Canada's National Advisory Committee on Immunization (NACI) has advised that adults in Indigenous communities, where COVID-19 infections can have disproportionate consequences, should be among the first people in the country to get vaccinated against the coronavirus. 

In Nunavut, where medical resources are more scarce, the emergence of COVID-19 in early November demonstrated just how rapidly the virus can spread, as the territory's case count climbed from zero to 266 in a matter of a few months.

With thousands of doses of the Moderna vaccine now in hand in Nunavut, residents are expected to start receiving vaccinations on Wednesday, starting at Iqaluit's elders' centre

However, Kusugak said there will always be people who are concerned about getting inoculated.

Nunavut Health Minister Lorne Kusugak is urging Nunavummiut to get vaccinated to protect the most vulnerable community members. (Jackie McKay/CBC)

The minister said he's heard some people say they don't want to be "guinea pigs" for the vaccine.

"But if we're last, it's 'Here we go again, being last.' So you never win on that discussion," Kusugak added.

Moderna vaccine 'life-saving' for B.C. First Nation 

Meanwhile, vaccinations are already underway in other Indigenous communities around the country, including Tahltan Nation in northern British Columbia, which includes three main communities: Iskut, Dease Lake and Telegraph Creek.

Despite some hesitancy among residents about whether or not to get the jab, Feddie Louie, director of the Tahltan Central Government's Emergency Operations Centre, described the arrival of the Moderna vaccine as "life-saving."

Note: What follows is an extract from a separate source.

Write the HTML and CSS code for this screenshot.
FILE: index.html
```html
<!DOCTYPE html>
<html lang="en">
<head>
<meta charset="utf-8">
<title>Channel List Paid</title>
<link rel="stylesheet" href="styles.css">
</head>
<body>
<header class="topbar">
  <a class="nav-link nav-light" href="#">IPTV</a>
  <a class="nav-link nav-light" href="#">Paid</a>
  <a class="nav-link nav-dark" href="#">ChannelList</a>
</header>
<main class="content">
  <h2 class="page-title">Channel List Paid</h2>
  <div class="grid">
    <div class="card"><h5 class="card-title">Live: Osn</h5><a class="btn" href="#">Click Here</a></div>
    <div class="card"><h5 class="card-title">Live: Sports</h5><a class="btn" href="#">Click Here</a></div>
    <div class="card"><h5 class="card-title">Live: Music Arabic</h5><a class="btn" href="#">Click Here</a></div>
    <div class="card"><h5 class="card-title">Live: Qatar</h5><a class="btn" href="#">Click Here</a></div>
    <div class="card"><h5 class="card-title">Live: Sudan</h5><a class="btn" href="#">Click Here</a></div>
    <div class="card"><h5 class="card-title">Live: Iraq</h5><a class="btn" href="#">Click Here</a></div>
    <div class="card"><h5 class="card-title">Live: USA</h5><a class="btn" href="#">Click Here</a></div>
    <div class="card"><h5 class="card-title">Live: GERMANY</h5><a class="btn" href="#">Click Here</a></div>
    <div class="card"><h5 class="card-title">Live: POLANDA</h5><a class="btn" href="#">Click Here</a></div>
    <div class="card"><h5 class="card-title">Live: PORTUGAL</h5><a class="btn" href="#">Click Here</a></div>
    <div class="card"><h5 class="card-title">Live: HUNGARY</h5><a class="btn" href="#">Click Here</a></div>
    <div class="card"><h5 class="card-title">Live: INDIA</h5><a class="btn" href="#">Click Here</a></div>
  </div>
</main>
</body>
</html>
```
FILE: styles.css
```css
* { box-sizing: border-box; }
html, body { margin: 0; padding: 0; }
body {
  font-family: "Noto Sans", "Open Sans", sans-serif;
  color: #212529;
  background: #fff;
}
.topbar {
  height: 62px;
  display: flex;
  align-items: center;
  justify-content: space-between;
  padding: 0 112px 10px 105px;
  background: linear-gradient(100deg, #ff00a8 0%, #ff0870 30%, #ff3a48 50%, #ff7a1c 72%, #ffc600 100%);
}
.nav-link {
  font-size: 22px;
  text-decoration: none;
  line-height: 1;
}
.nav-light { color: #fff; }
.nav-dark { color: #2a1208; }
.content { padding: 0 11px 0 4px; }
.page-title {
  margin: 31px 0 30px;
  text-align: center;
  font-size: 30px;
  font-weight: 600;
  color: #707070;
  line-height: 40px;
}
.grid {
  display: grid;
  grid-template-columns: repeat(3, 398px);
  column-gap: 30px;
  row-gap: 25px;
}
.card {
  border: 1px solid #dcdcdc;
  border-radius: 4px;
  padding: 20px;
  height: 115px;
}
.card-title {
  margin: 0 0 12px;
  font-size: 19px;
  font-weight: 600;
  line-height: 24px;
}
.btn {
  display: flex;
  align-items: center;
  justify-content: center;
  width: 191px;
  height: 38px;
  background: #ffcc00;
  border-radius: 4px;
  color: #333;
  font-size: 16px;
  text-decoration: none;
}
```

"We have been in lockdown basically from day one. It's a game changer. It's freedom for us," said Louie, who got vaccinated against the coronavirus last week.

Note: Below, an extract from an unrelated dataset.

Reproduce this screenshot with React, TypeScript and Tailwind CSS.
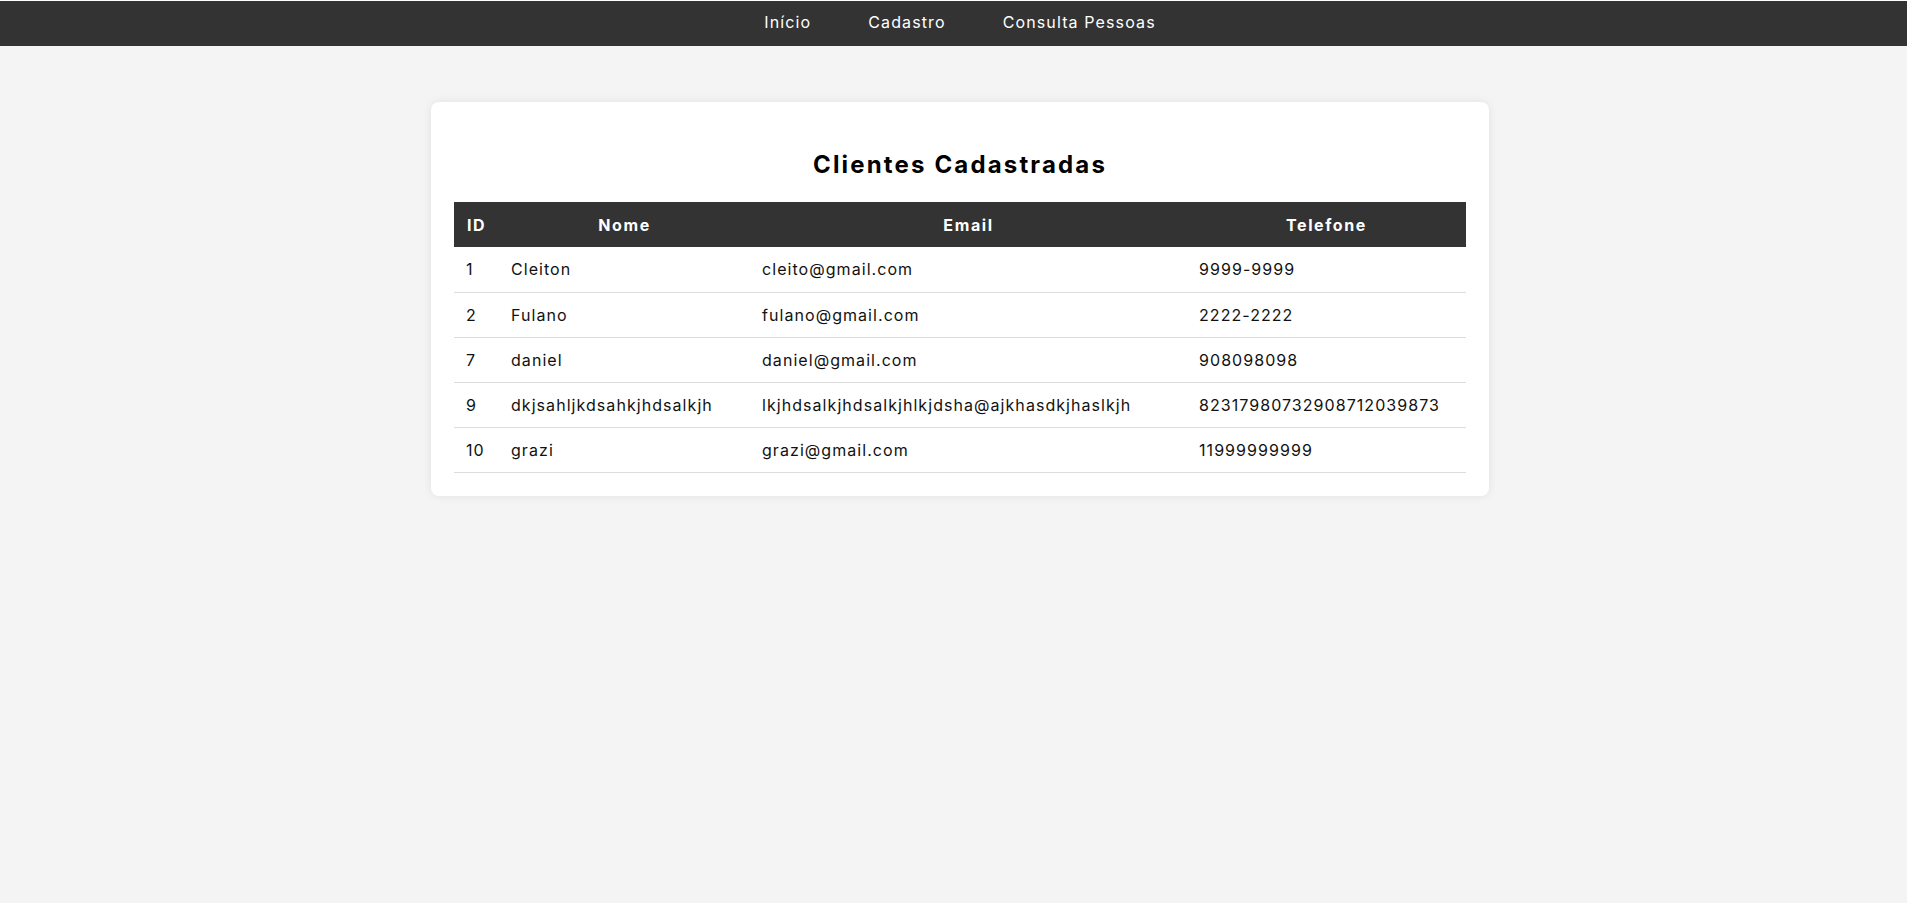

It's a game changer. It's freedom for us.- Feddie Louie, Tahltan Central Government

 

Since the pandemic began, COVID-19 has severed important social connections in Louie's community and taken a toll on residents' mental health. Keeping elders both happy and safe has been particularly difficult, she added.

The vaccine's arrival means Tahltan Nation no longer has to "live in fear."

Feddie Louie is the director of the Tahltan Nation's Emergency Operations Centre. (Philippe Morin/CBC)

So far, most elders from the First Nation have been getting the vaccine, except for a few who would like to but are unable to do so because of their medical history, Louie said.

To those community members who are unsure about getting the shot, Louie urges them to "do the research."

"I'm not here to convince anyone to get the vaccine. It's a personal choice," she explained.

However, she said it is everyone's responsibility to protect their communities. 

"Vaccines are one more tool in our toolbox."

Manitoba First Nations skeptical of vaccine, says chief

Grand Chief Jerry Daniels of the Southern Chiefs' Organization of Manitoba agrees on the importance of vaccination, especially for protecting elders and people with compromised immune systems.

His organization represents 34 Anishinaabe and Dakota communities in southern Manitoba. 

Southern Chiefs' Organization Grand Chief Jerry Daniels says there has been a 'great deal of skepticism' among Manitoba First Nations toward the COVID-19 vaccine. (Jeff Stapleton/CBC)

First Nations in that province have been among the hardest-hit in the country by COVID-19.

In early December, for example, First Nations people represented more than 40 per cent of those in ICUs in Manitoba due to the virus.

"As we started to see very early on, the impact on First Nations was much higher than … the regular Manitoban," Daniels said. 

The province has since allotted 5,300 Moderna vaccines to be immediately distributed to First Nations. There are 63 First Nations in Manitoba, representing about 150,000 people.

Daniels said there is still a "great deal of skepticism" among community members toward the vaccine. First Nations in the province are therefore going through a registration process to determine who wants to be vaccinated, and where the 5,300 doses should be distributed, he said.

But he added that it's important for community members to understand that the vaccine is a "peer-reviewed" and "thoroughly analyzed" tool to protect the most vulnerable citizens.

"Our best health-care professionals are advising that this is the best course of action for us," Daniels said. 

"We have to have confidence in that."